Now that we have our loss function, we define a simple network to use for testing whether it works as expected. In order to do this, we initialise two nodes with variable \(\mu_{m}\) and \(\sigma_{m}\). We can then use our loss function, along with ground truth \(\mu_{gt}\) and \(\sigma_{gt}\), to compute the loss in the forward pass. In the backward pass, we can propagate gradients from our loss function and use them to optimise \(\mu_{m}\) and \(\sigma_{m}\). This makes a small network with forward and backward pass as shown below:

Our simple network with forward (left) and backward (right) pass for testing our loss function

Finally, we can consolidate everything into a simple gradient descent optimisation using the equations:

\[\mu_{m} = \mu_{m} = \alpha \frac{\partial D_{kl}}{\partial \mu_{m}}\] \[\sigma_{m} = \sigma_{m} - \alpha \frac{\partial D_{kl}}{\partial \sigma_{m}}\]

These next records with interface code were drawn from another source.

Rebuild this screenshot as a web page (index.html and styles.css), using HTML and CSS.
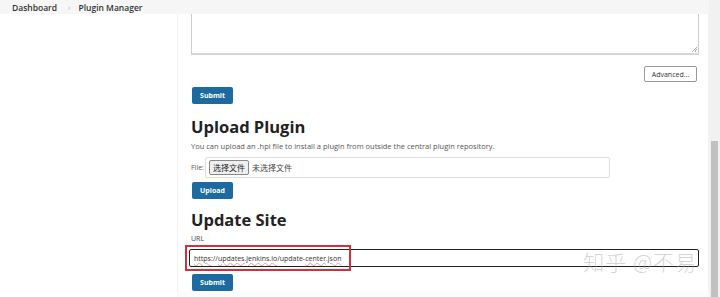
FILE: index.html
```html
<!DOCTYPE html>
<html lang="en">

<head>
    <meta charset="UTF-8">
    <title>Plugin Manager</title>
    <link rel="stylesheet" href="styles.css">
</head>

<body>
    <div class="page">
        <div class="main">
            <div class="crumbs">
                <span class="crumb">Dashboard</span>
                <span class="sep">›</span>
                <span class="crumb">Plugin Manager</span>
            </div>
            <div class="layout">
                <div class="side"></div>
                <div class="panel">
                    <div class="textarea"><span class="grip"></span></div>
                    <div class="adv-row">
                        <button class="btn-plain">Advanced...</button>
                    </div>
                    <button class="btn">Submit</button>

                    <h2>Upload Plugin</h2>
                    <p class="help">You can upload an .hpi file to install a plugin from outside the central plugin repository.</p>
                    <div class="file-row">
                        <span class="label">File:</span>
                        <div class="file-box">
                            <span class="choose">选择文件</span>
                            <span class="none">未选择文件</span>
                        </div>
                    </div>
                    <button class="btn">Upload</button>

                    <h2 class="second">Update Site</h2>
                    <div class="url-label">URL</div>
                    <div class="url-wrap">
                        <div class="url-input"><span class="squiggle">https</span>://<span class="squiggle">updates.jenkins.io</span>/update-<span class="squiggle">center.json</span></div>
                        <div class="mark"></div>
                        <div class="watermark">知乎 @不易</div>
                    </div>
                    <button class="btn">Submit</button>
                </div>
            </div>
        </div>
        <div class="scrollbar">
            <div class="arrow"></div>
            <div class="track"></div>
            <div class="thumb"></div>
        </div>
    </div>
</body>

</html>
```

FILE: styles.css
```css
/* Global */
body {
    margin: 0;
    font-family: "Open Sans", "Noto Sans CJK SC", sans-serif;
    color: #333;
    background-color: #fff;
}

.page {
    display: flex;
    height: 297px;
    overflow: hidden;
}

.main {
    flex: 1;
    display: flex;
    flex-direction: column;
}

/* Breadcrumb bar */
.crumbs {
    height: 14px;
    background-color: #f6f6f6;
    display: flex;
    align-items: center;
    padding-left: 12px;
    font-size: 8.5px;
    font-weight: 600;
    color: #333;
}

.crumbs .sep {
    color: #bbb;
    font-size: 7px;
    margin: 0 8px 0 11px;
}

.layout {
    flex: 1;
    display: flex;
    background-color: #fbfbfb;
}

.side {
    width: 177px;
    background-color: #fff;
}

.panel {
    width: 508px;
    padding: 0 9px 0 13px;
    background-color: #fff;
    border-left: 1px solid #f1f1f1;
    border-right: 1px solid #f1f1f1;
    height: 278px;
}

/* Textarea stub */
.textarea {
    position: relative;
    height: 39px;
    border: 1px solid #ccc;
    border-top: none;
    border-bottom: 2px solid #d6d6d6;
    background-color: #fff;
}

.grip {
    position: absolute;
    right: 1px;
    bottom: 1px;
    width: 5px;
    height: 5px;
    background: linear-gradient(135deg, transparent 45%, #aaa 45%, #aaa 55%, transparent 55%, transparent 70%, #aaa 70%, #aaa 80%, transparent 80%);
}

.adv-row {
    display: flex;
    justify-content: flex-end;
    margin-top: 11px;
    padding-right: 2px;
}

.btn-plain {
    width: 53px;
    height: 16px;
    padding: 0;
    font-family: inherit;
    font-size: 7px;
    color: #333;
    background-color: #fff;
    border: 1px solid #999;
    border-radius: 2px;
}

.btn {
    display: block;
    width: 41px;
    height: 17px;
    margin-left: 1px;
    padding: 0;
    font-family: inherit;
    font-size: 7px;
    font-weight: 700;
    color: #fff;
    background-color: #1d6aa1;
    border: none;
    border-radius: 2px;
}

.adv-row + .btn {
    margin-top: 5px;
}

h2 {
    margin: 12px 0 0 0;
    font-size: 16.5px;
    font-weight: 700;
    line-height: 22px;
    color: #222;
}

h2.second {
    margin-top: 10px;
}

.help {
    margin: 3px 0 0 0;
    font-size: 7.5px;
    color: #555;
}

.file-row {
    display: flex;
    align-items: center;
    margin-top: 6px;
    font-size: 7px;
    color: #555;
}

.file-row .label {
    width: 14px;
}

.file-box {
    width: 400px;
    height: 19px;
    border: 1px solid #ddd;
    border-radius: 2px;
    display: flex;
    align-items: center;
    padding-left: 3px;
}

.choose {
    padding: 1px 3px;
    border: 1px solid #888;
    border-radius: 2px;
    background-color: #efefef;
    color: #222;
    font-size: 8px;
}

.none {
    margin-left: 3px;
    font-size: 8px;
    color: #444;
}

.file-row + .btn {
    margin-top: 4px;
}

.url-label {
    margin-top: 3px;
    font-size: 7px;
    color: #444;
}

/* URL field with highlight */
.url-wrap {
    position: relative;
    margin: 6px 0 7px -2px;
}

.url-input {
    height: 16px;
    border: 1px solid #222;
    border-radius: 2px;
    display: flex;
    align-items: center;
    padding-left: 4px;
    font-size: 7px;
    color: #333;
    white-space: pre;
}

.squiggle {
    text-decoration: underline wavy rgba(224, 96, 96, 0.6);
    text-decoration-thickness: 0.5px;
    text-underline-offset: 1px;
}

.mark {
    position: absolute;
    left: -4px;
    top: -4px;
    width: 162px;
    height: 22px;
    border: 2px solid #d32f3c;
}

.watermark {
    position: absolute;
    right: 2px;
    top: -3px;
    font-size: 21px;
    color: rgba(170, 170, 170, 0.5);
    font-family: "Noto Sans CJK SC", sans-serif;
    font-weight: 300;
    letter-spacing: 1px;
}

/* Scrollbar */
.scrollbar {
    width: 12px;
    display: flex;
    flex-direction: column;
    background-color: #f1f1f1;
}

.arrow {
    height: 8px;
}

.track {
    height: 133px;
}

.thumb {
    flex: 1;
    margin: 0 2px;
    background-color: #c1c1c1;
}
```
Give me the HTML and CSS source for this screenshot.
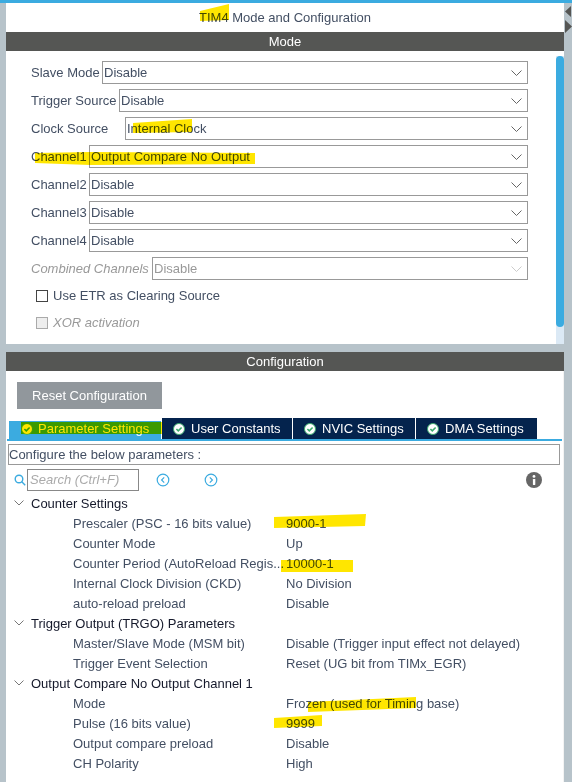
FILE: index.html
```html
<!DOCTYPE html>
<html lang="en">
<head>
    <meta charset="UTF-8">
    <title>TIM4 Mode and Configuration</title>
    <link rel="stylesheet" href="styles.css">
</head>
<body>
    <div class="page">
        <div class="main">
            <div class="title">TIM4 Mode and Configuration</div>
            <div class="bar">Mode</div>
            <div class="mode-panel">
                <div class="mode-form">
                    <div class="row"><span class="label l-slave">Slave Mode</span><div class="select">Disable<svg class="caret" viewBox="0 0 11 6"><path d="M.5.5l5 5 5-5"/></svg></div></div>
                    <div class="row"><span class="label l-trigger">Trigger Source</span><div class="select">Disable<svg class="caret" viewBox="0 0 11 6"><path d="M.5.5l5 5 5-5"/></svg></div></div>
                    <div class="row"><span class="label l-clock">Clock Source</span><div class="select">Internal Clock<svg class="caret" viewBox="0 0 11 6"><path d="M.5.5l5 5 5-5"/></svg></div></div>
                    <div class="row"><span class="label l-channel">Channel1</span><div class="select">Output Compare No Output<svg class="caret" viewBox="0 0 11 6"><path d="M.5.5l5 5 5-5"/></svg></div></div>
                    <div class="row"><span class="label l-channel">Channel2</span><div class="select">Disable<svg class="caret" viewBox="0 0 11 6"><path d="M.5.5l5 5 5-5"/></svg></div></div>
                    <div class="row"><span class="label l-channel">Channel3</span><div class="select">Disable<svg class="caret" viewBox="0 0 11 6"><path d="M.5.5l5 5 5-5"/></svg></div></div>
                    <div class="row"><span class="label l-channel">Channel4</span><div class="select">Disable<svg class="caret" viewBox="0 0 11 6"><path d="M.5.5l5 5 5-5"/></svg></div></div>
                    <div class="row row-off"><span class="label l-combined">Combined Channels</span><div class="select">Disable<svg class="caret" viewBox="0 0 11 6"><path d="M.5.5l5 5 5-5"/></svg></div></div>
                    <div class="check"><span class="box"></span>Use ETR as Clearing Source</div>
                    <div class="check check-off"><span class="box"></span>XOR activation</div>
                </div>
                <div class="scroll"><div class="thumb"></div></div>
            </div>
            <div class="bar bar-config">Configuration</div>
            <div class="config-panel">
                <button class="reset">Reset Configuration</button>
                <div class="tabs">
                    <div class="tab active"><svg class="ok" viewBox="0 0 12 12"><circle cx="6" cy="6" r="5.5"/><path d="M3.4 6l1.9 1.9 3.3-3.4"/></svg>Parameter Settings</div>
                    <div class="tab tab-user"><svg class="ok" viewBox="0 0 12 12"><circle cx="6" cy="6" r="5.5"/><path d="M3.4 6l1.9 1.9 3.3-3.4"/></svg>User Constants</div>
                    <div class="tab tab-nvic"><svg class="ok" viewBox="0 0 12 12"><circle cx="6" cy="6" r="5.5"/><path d="M3.4 6l1.9 1.9 3.3-3.4"/></svg>NVIC Settings</div>
                    <div class="tab tab-dma"><svg class="ok" viewBox="0 0 12 12"><circle cx="6" cy="6" r="5.5"/><path d="M3.4 6l1.9 1.9 3.3-3.4"/></svg>DMA Settings</div>
                </div>
                <div class="describe">Configure the below parameters :</div>
                <div class="search-row">
                    <svg class="lens" viewBox="0 0 12 12"><circle cx="5" cy="5" r="3.8"/><path d="M7.8 7.800l3.4 3.4"/></svg>
                    <div class="search">Search (Ctrl+F)</div>
                    <svg class="nav nav-prev" viewBox="0 0 14 14"><circle cx="7" cy="7" r="5.8"/><path d="M8.2 4.4L5.6 7l2.6 2.6"/></svg>
                    <svg class="nav nav-next" viewBox="0 0 14 14"><circle cx="7" cy="7" r="5.8"/><path d="M5.800 4.4L8.4 7 5.800 9.600"/></svg>
                    <svg class="info" viewBox="0 0 16 16"><circle cx="8" cy="8" r="8"/><rect x="6.9" y="7" width="2.4" height="6" rx=".4"/><circle class="dot" cx="8" cy="4.4" r="1.4"/></svg>
                </div>
                <div class="tree">
                    <div class="group"><svg class="fold" viewBox="0 0 10 6"><path d="M.5.5L5 5 9.500.5"/></svg>Counter Settings</div>
                    <div class="param"><span class="name">Prescaler (PSC - 16 bits value)</span><span>9000-1</span></div>
                    <div class="param"><span class="name">Counter Mode</span><span>Up</span></div>
                    <div class="param"><span class="name">Counter Period (AutoReload Regis...</span><span>10000-1</span></div>
                    <div class="param"><span class="name">Internal Clock Division (CKD)</span><span>No Division</span></div>
                    <div class="param"><span class="name">auto-reload preload</span><span>Disable</span></div>
                    <div class="group"><svg class="fold" viewBox="0 0 10 6"><path d="M.5.5L5 5 9.500.5"/></svg>Trigger Output (TRGO) Parameters</div>
                    <div class="param"><span class="name">Master/Slave Mode (MSM bit)</span><span>Disable (Trigger input effect not delayed)</span></div>
                    <div class="param"><span class="name">Trigger Event Selection</span><span>Reset (UG bit from TIMx_EGR)</span></div>
                    <div class="group"><svg class="fold" viewBox="0 0 10 6"><path d="M.5.5L5 5 9.500.5"/></svg>Output Compare No Output Channel 1</div>
                    <div class="param"><span class="name">Mode</span><span>Frozen (used for Timing base)</span></div>
                    <div class="param"><span class="name">Pulse (16 bits value)</span><span>9999</span></div>
                    <div class="param"><span class="name">Output compare preload</span><span>Disable</span></div>
                    <div class="param"><span class="name">CH Polarity</span><span>High</span></div>
                </div>
            </div>
        </div>
        <div class="side">
            <svg class="arrows" viewBox="0 0 8 30"><path d="M1 8.500L7 3v11zM1 17v13l7-6.500z"/></svg>
        </div>
    </div>

    <!-- marker strokes drawn over the screenshot -->
    <svg class="marker" viewBox="0 0 572 782">
        <polygon points="200,11 229,4 229,20 200,21"/>
        <polygon points="133,123 192,119 192,132 133,133"/>
        <polygon points="35,153 90,152 255,153 255,164 90,165 35,163"/>
        <polygon points="21,422 162,422 162,434 21,434"/>
        <polygon points="274,517 366,514 365,526 274,528"/>
        <polygon points="281,560 353,560 353,572 281,572"/>
        <polygon points="308,702 416,697 416,708 308,712"/>
        <polygon points="274,718 322,715 322,726 274,728"/>
    </svg>
</body>
</html>
```

FILE: styles.css
```css
* {
    box-sizing: border-box;
}
html, body {
    margin: 0;
    height: 782px;
    overflow: hidden;
}
body {
    position: relative;
    font-family: "Liberation Sans", Arial, sans-serif;
    font-size: 13px;
    color: #434f63;
    background: #b7c3ca;
}
.page {
    display: flex;
    height: 782px;
    padding-left: 6px;
    border-top: 3px solid #3babe0;
}
.main {
    flex: 1;
    min-width: 0;
}
.side {
    width: 8px;
}
.arrows {
    display: block;
    width: 8px;
    height: 30px;
    fill: #555654;
}
.title {
    height: 29px;
    line-height: 29px;
    text-align: center;
    background: #fff;
}
.bar {
    height: 19px;
    line-height: 19px;
    text-align: center;
    color: #fff;
    background: #555654;
}
.bar-config {
    margin-top: 8px;
}

/* top panel */
.mode-panel {
    display: flex;
    height: 293px;
    background: #fff;
}
.mode-form {
    flex: 1;
    padding: 10px 28px 0 25px;
}
.row {
    display: flex;
    align-items: center;
    height: 23px;
    margin-bottom: 5px;
}
.label {
    flex-shrink: 0;
    white-space: nowrap;
}
.l-slave {
    width: 71px;
}
.l-trigger {
    width: 88px;
}
.l-clock {
    width: 94px;
}
.l-channel {
    width: 58px;
}
.l-combined {
    width: 121px;
}
.select {
    flex: 1;
    display: flex;
    align-items: center;
    justify-content: space-between;
    height: 23px;
    padding: 0 5px 0 1px;
    border: 1px solid #999;
    white-space: nowrap;
}
.caret {
    width: 11px;
    height: 6px;
    fill: none;
    stroke: #666;
}
.row-off {
    margin-bottom: 2px;
}
.row-off .label {
    font-style: italic;
    color: #999;
}
.row-off .select {
    color: #999;
}
.row-off .caret {
    stroke: #ccc;
}
.check {
    display: flex;
    align-items: center;
    height: 27px;
    padding-left: 5px;
}
.check .box {
    width: 12px;
    height: 12px;
    margin-right: 5px;
    border: 1px solid #444;
}
.check-off {
    font-style: italic;
    color: #999;
}
.check-off .box {
    background: #eee;
    border-color: #aaa;
}
.scroll {
    width: 8px;
    padding-top: 5px;
    background: linear-gradient(#fff 5px, #dbe9f5 5px);
}
.thumb {
    height: 271px;
    background: #3babe0;
    border-radius: 4px;
}

/* bottom panel */
.config-panel {
    height: 411px;
    padding: 11px 3px 0 1px;
    background: #fff;
    border-right: 1px solid #f3f3f3;
}
.reset {
    display: block;
    width: 145px;
    height: 27px;
    margin: 0 0 9px 10px;
    padding: 0;
    border: 0;
    font: inherit;
    color: #fff;
    background: #91979c;
}
.tabs {
    display: flex;
    align-items: flex-end;
    height: 23px;
    padding-left: 2px;
    margin-right: -2px;
    border-bottom: 2px solid #3babe0;
}
.tab {
    display: flex;
    align-items: center;
    height: 21px;
    margin-right: 1px;
    padding-left: 11px;
    color: #fff;
    background: #04234d;
    white-space: nowrap;
}
.tab.active {
    width: 152px;
    height: 18px;
    padding: 0 0 3px 12px;
    background: #3babe0;
}
.tab.active .ok {
    margin-right: 5px;
}
.tab-user {
    width: 130px;
}
.tab-nvic {
    width: 122px;
}
.tab-dma {
    width: 121px;
}
.ok {
    width: 12px;
    height: 12px;
    margin-right: 6px;
    fill: #fff;
    stroke: #3cab6e;
}
.ok path {
    fill: none;
    stroke-width: 1.6;
}
.describe {
    height: 21px;
    line-height: 19px;
    margin: 3px 0 0 1px;
    border: 1px solid #999;
}
.search-row {
    display: flex;
    align-items: center;
    height: 22px;
    margin-top: 4px;
    padding-left: 7px;
}
.lens {
    width: 12px;
    height: 12px;
    margin-right: 1px;
    fill: none;
    stroke: #3babe0;
    stroke-width: 1.4;
}
.search {
    width: 112px;
    height: 22px;
    line-height: 20px;
    padding-left: 2px;
    border: 1px solid #888;
    font-style: italic;
    color: #aaa;
}
.nav {
    width: 14px;
    height: 14px;
    fill: none;
    stroke: #3babe0;
    stroke-width: 1.2;
}
.nav-prev {
    margin-left: 17px;
}
.nav-next {
    margin-left: 34px;
}
.info {
    width: 16px;
    height: 16px;
    margin-left: 308px;
    fill: #666;
}
.info rect, .info .dot {
    fill: #fff;
}
.tree {
    margin-top: 2px;
}
.group {
    display: flex;
    align-items: center;
    height: 20px;
    padding-left: 7px;
    color: #15192b;
}
.fold {
    width: 10px;
    height: 6px;
    margin-right: 7px;
    fill: none;
    stroke: #777;
}
.param {
    display: flex;
    align-items: center;
    height: 20px;
    padding-left: 66px;
    white-space: nowrap;
}
.name {
    width: 213px;
}

/* highlighter */
.marker {
    position: absolute;
    left: 0;
    top: 0;
    width: 572px;
    height: 782px;
    fill: #ffe600;
    mix-blend-mode: multiply;
}
```
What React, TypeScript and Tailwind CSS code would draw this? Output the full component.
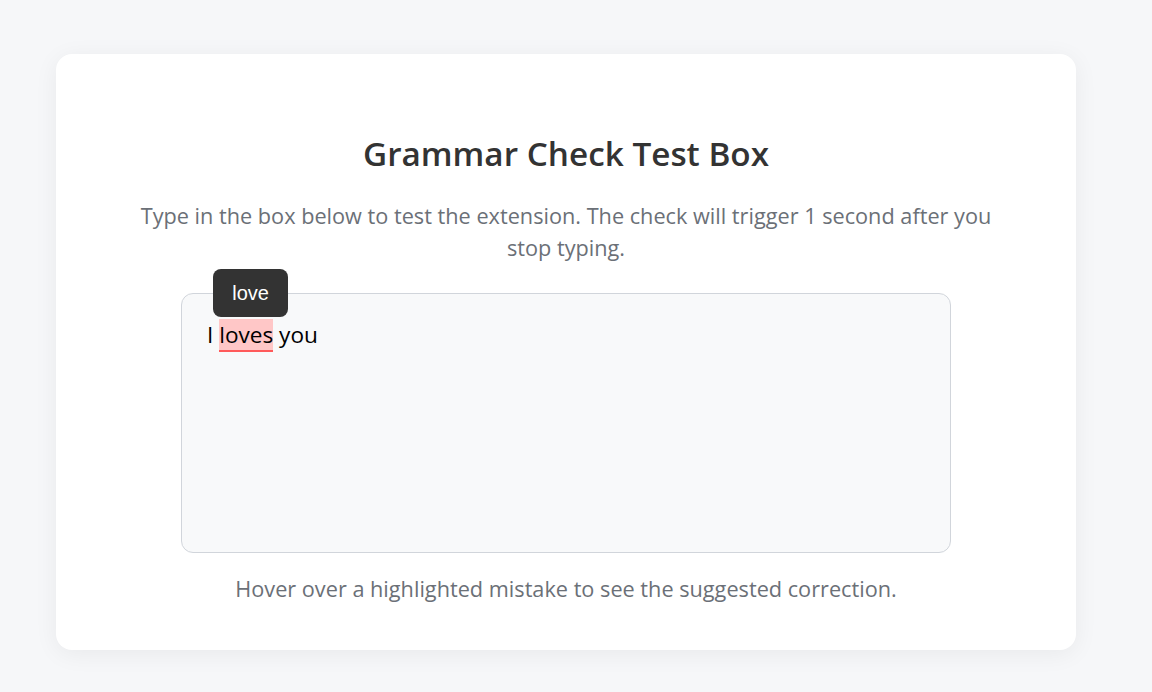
import React from "react";

export default function App() {
  return (
    <div className="min-h-[692px] w-full bg-[#f6f7f9] pt-[54px] pl-[56px]" style={{ fontFamily: '"Open Sans", "Noto Sans", sans-serif' }}>
      <div className="w-[1020px] h-[596px] rounded-[16px] bg-white shadow-[0_4px_24px_rgba(0,0,0,0.06)] flex flex-col items-center pt-[80px]">
        <h1 className="text-[33.3px] leading-[38px] font-semibold text-[#333333]">Grammar Check Test Box</h1>
        <p className="mt-[28px] w-[880px] text-center text-[21.7px] leading-[32px] text-[#6b7077]">
          Type in the box below to test the extension. The check will trigger 1 second after you stop typing.
        </p>
        <div className="relative mt-[29px] w-[770px] h-[260px] rounded-[12px] border border-[#d1d5db] bg-[#f8f9fa] px-[25px] pt-[26px]">
          <div className="text-[22.6px] leading-[30px] text-black">
            I{" "}
            <span className="relative bg-[#ffc7c7] border-b-2 border-[#ff5a5a]">
              loves
              <span className="absolute left-[-6px] bottom-[33px] rounded-[8px] bg-[#333333] px-[19px] py-[10px] text-[20px] leading-[28px] text-white whitespace-nowrap" style={{ fontFamily: '"Liberation Sans", Arial, sans-serif' }}>
                love
              </span>
            </span>{" "}
            you
          </div>
        </div>
        <p className="mt-[20px] text-[21.7px] leading-[32px] text-[#6b7077]">
          Hover over a highlighted mistake to see the suggested correction.
        </p>
      </div>
    </div>
  );
}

The above optimisation can be implemented into an optimisation function as follows:

def optimise_gradient_descent(param_p, param_q, x_grid=np.linspace(-6, 6, 100), lr=0.01, save_interval=None, n_epochs=1000000):
    param_q_list = []
    loss_list = []

    # keep record of loss, to check termination
    loss_stack = deque(100*[0], 1000)

    kl = KLDivUnimodalGaussianLoss()

    for epoch in range(n_epochs):
        print('%d/%d' % (epoch, n_epochs))

        # do forward pass to calculate loss
        out = kl.forward(param_p, param_q)
        loss_stack.append(out[0])

        avg_loss = sum(loss_stack)/len(loss_stack)
        
        if avg_loss < 0.000000001:
            break
        
        # do backward pass to optimise params
        delout = kl.backward(param_p, param_q, 1)[1] 
        param_q = param_q - lr * delout
    
        if save_interval != None and epoch % save_interval == 0:
            param_q_list.append(param_q)
            loss_list.append(out[0])

    return param_q, param_q_list, loss_list

If all goes well, our optimisation should result in \(\mu_{m} = \mu_{gt}\) and \(\sigma_{m} = \sigma_{gt}\), confirming that everything works as expected. Below animation shows minimisation of \(D_{kl}\) along with how the two Gaussians adjust during optimisation.


Code for the above example is accessible at: https://github.com/adeeplearner/KLDivLossForGaussians

Applying our loss to bigger neural networks

Now that we know that our loss function works as expected, we can go ahead and incorporate it into bigger neural networks. This can be achieved by converting the variables \(\mu_{m}\) and \(\sigma_{m}\) in our simple example to be two neurons and connecting them to the output of a neural network. This network should look like as follows:


With the above modifications, the gradients coming from our loss to \(\mu_{m}\) and \(\sigma_{m}\) will be backpropagated into the network using the chain rule. These would then be applied to update parameters at each neuron in the network, such that the network learns to output \(\mu_{m}\) and \(\sigma_{m}\) as close to ground truth as possible.


Next step would be to apply our loss and network to learn from a dataset. However, in the interest of the length of this post, I will leave this step for another post.